*Provided entries*.
··········
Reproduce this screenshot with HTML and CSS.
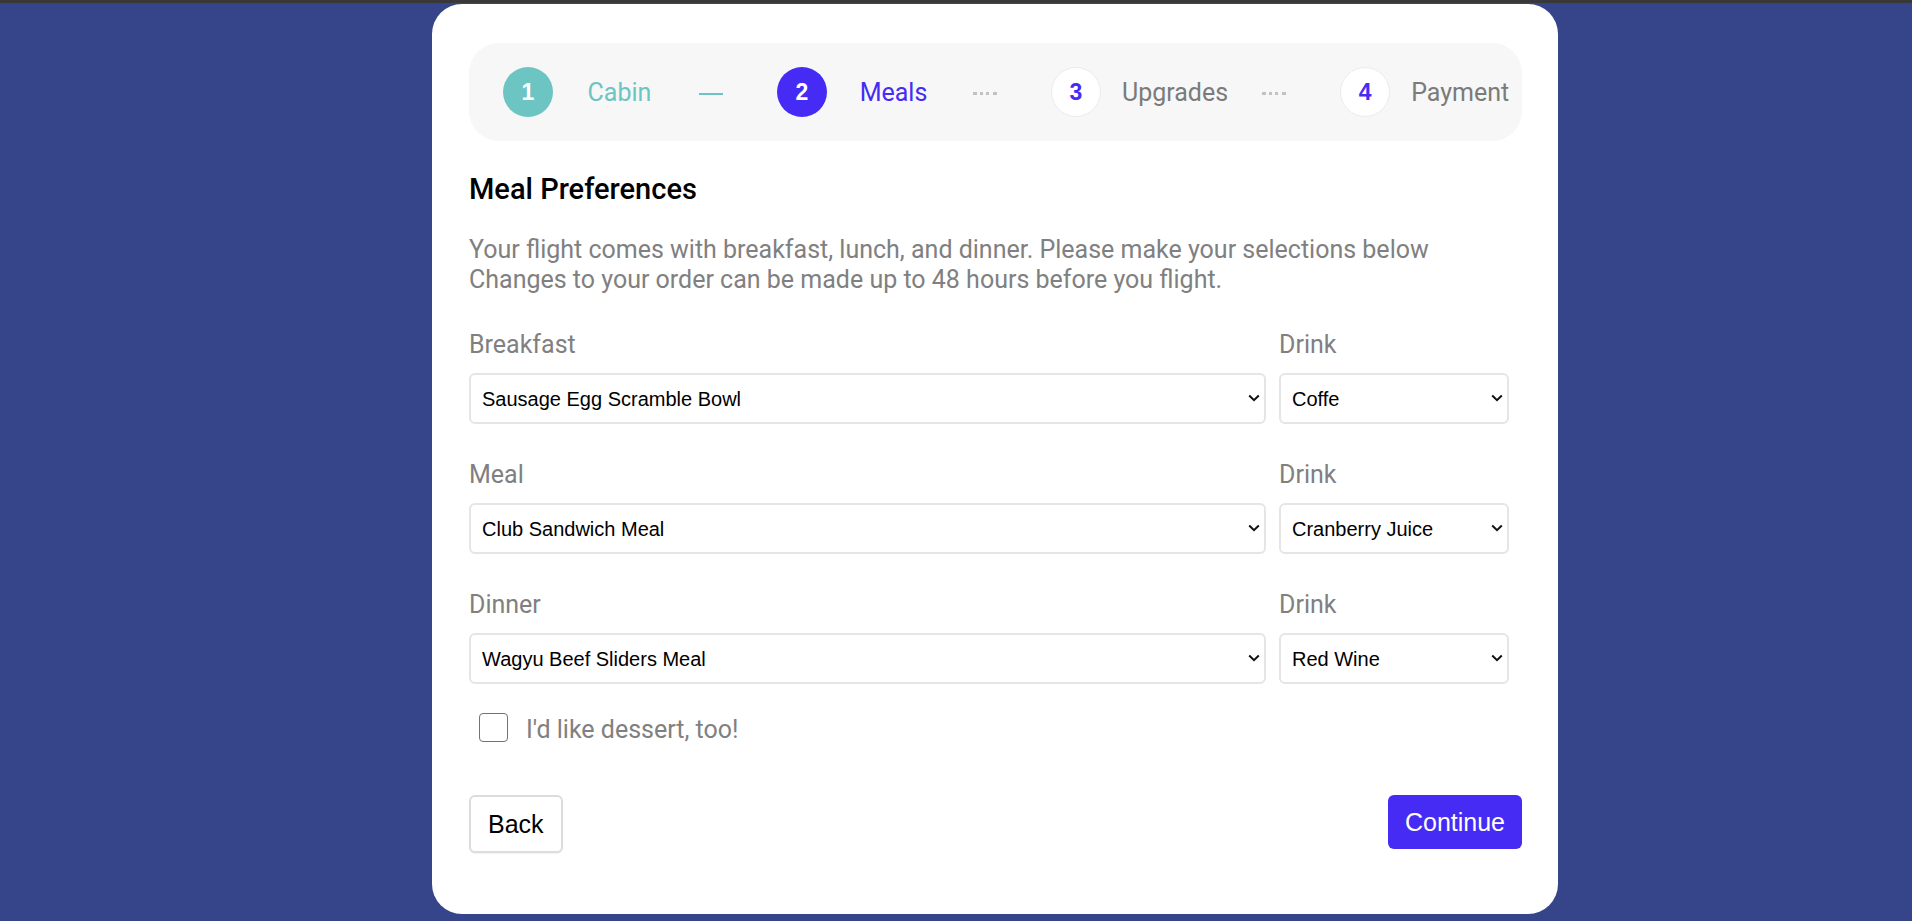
··········
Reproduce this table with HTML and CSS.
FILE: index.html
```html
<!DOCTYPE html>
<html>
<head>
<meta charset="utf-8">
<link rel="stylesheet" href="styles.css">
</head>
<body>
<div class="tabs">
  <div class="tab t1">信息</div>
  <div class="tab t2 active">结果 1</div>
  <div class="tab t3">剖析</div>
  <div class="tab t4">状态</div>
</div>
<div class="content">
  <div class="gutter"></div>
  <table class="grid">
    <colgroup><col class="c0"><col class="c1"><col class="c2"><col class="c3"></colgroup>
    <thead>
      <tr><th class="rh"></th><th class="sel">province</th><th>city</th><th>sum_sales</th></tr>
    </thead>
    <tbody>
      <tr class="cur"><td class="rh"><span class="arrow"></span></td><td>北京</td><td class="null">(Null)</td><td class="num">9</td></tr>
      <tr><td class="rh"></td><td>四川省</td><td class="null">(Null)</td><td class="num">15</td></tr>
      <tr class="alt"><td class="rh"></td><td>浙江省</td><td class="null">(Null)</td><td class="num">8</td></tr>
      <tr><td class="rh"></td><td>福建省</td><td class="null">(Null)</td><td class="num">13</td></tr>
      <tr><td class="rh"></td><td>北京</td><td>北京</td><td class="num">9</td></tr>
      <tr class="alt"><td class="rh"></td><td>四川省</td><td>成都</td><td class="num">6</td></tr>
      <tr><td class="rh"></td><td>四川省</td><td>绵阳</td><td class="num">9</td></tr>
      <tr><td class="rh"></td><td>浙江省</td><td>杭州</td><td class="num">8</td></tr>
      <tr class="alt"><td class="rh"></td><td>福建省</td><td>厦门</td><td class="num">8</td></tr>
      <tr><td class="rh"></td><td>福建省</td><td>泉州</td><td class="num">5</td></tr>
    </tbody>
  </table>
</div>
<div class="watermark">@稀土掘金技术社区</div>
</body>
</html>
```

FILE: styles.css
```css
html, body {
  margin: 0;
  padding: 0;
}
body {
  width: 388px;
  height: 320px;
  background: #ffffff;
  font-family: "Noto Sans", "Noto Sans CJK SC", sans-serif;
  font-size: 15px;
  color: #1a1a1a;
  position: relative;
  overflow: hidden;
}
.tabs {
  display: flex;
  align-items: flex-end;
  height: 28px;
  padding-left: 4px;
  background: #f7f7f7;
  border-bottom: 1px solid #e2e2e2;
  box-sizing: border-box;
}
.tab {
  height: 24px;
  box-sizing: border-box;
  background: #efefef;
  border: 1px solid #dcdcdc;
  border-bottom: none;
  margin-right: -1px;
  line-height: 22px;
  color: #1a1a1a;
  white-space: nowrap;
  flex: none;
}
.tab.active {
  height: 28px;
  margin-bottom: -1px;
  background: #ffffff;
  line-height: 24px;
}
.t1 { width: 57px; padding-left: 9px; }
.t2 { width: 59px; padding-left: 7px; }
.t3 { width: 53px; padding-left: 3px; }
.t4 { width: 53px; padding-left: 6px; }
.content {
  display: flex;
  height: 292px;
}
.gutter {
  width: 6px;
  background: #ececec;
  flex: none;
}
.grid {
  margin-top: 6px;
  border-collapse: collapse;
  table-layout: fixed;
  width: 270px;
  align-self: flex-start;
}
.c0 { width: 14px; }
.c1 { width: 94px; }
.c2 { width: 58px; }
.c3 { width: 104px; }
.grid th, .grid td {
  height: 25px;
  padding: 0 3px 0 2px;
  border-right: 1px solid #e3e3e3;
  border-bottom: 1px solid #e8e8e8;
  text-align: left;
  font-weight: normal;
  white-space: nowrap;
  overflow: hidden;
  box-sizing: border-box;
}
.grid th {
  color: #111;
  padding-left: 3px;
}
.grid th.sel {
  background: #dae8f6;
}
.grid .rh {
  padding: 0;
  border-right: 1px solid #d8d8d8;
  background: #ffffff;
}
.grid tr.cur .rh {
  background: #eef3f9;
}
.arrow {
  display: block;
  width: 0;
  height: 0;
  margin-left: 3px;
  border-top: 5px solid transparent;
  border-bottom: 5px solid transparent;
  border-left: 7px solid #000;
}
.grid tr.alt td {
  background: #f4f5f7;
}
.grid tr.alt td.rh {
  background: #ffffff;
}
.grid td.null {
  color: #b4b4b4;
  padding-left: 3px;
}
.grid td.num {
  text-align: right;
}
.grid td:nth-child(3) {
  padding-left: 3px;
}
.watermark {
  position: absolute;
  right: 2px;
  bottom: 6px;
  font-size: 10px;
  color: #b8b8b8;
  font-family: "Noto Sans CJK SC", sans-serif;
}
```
··········
Scan the material above for the word "this". Copy each line where it occurs.

Reproduce this screenshot with HTML and CSS.
Reproduce this table with HTML and CSS.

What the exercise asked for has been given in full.